La ministre de l’immigration est très avare de commentaires de façon générale, encore plus lorsqu’il s’agit de dossier d’immigration. Elle est d’ailleurs très critiquée pour son attitude de motus et bouche cousue.
In Texto s’est adressé aux services de Communications du ministère afin de faire une double vérification du recul de la position du premier ministre François Legault à travers elle.
Si c’est vrai, pourquoi?, avons-nous demandé. Voici toute la réponse de Arianne Méthot, porte-parole du ministère de l’immigration qui confirme en quelque sorte le retrait de l’ouverture du premier ministre.

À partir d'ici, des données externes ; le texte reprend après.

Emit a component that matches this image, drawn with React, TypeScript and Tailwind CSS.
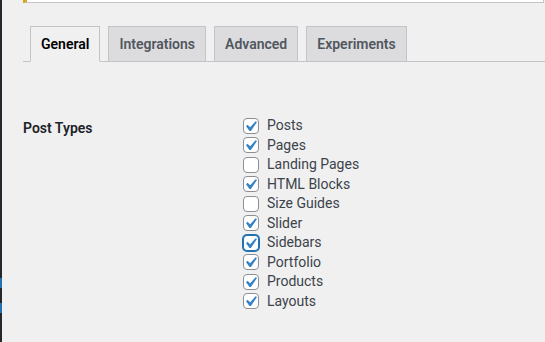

• Notre priorité est d’abord de lancer le programme spécial des demandeurs d’asile sur lequel nous travaillons avec le gouvernement fédéral.
• Nous allons respecter l’engagement que nous avons pris envers les demandeurs d’asile qui ont donné des soins directs aux malades et aux aînés au plus fort de la pandémie, sur la première ligne.
• Nous sommes présentement à finaliser les derniers détails avec le fédéral afin de pouvoir la mettre en œuvre.

« L’incompréhension que nous avons c’est de nous dire : C’est quoi le problème à régulariser des gens qui travaillent et qui sont déjà là? Ce n’est pas comme si on ouvrait les frontières et qu’on disait aux gens : rentrez! », dit Marjorie Villefranche, directrice générale de la MDH.
Une exploitation moderne
Wilner Cayo cite Louise Arbour, ancienne juge et ex-représentante spéciale du secrétaire général des Nations unies pour la migration internationale qui appelle, elle aussi, à la régularisation des sans-papiers.
Car quelque part, le système profite de leur présence.
« Est-ce qu’ils contribuent? Certainement. Ils paient la taxe de vente comme tout le monde, ils paient des loyers, ils dépensent. Est-ce qu’ils paient de l’impôt? Dans certains cas, oui. Il y en a qui sont enregistrés sous des noms.»- Louise Arbour, ex-juge lors d’une entrevue à Radio-Canada.
« C’est un écosystème très propice à l’exploitation des gens qui n’ont pas de protection syndicale, qui ne peuvent pas avoir recours aux tribunaux. », estime l’ancienne juge.
Justement, le 26 novembre dernier, au moins trois employeurs qui profitaient de la précarité des nouveaux arrivants sans papiers, ont été arrêtés par la Sûreté du Québec (SQ) au terme d’une vaste enquête qui a débuté en 2015.
La SQ parle de « fabrication de faux, d’emploi de documents contrefait et de complot » dans l’arrestation de Fadi KHOURY, 55 ans de Montréal, Mohammed LAIHEM âgé de 51 ans de Montréal ainsi que Jean-François CANTIN, 44 ans de Repentigny.
Cette enquête est menée en collaboration avec la CNESST, Revenu Québec et le Ministère de l’Emploi, du Travail et de la Solidarité sociale (MTESS).
Et ce ne sont pas seulement les demandeurs d’asile qui ont qui ont perdu. Le gouvernement estime le manque à gagner en taxes et impôts d’un million de dollars.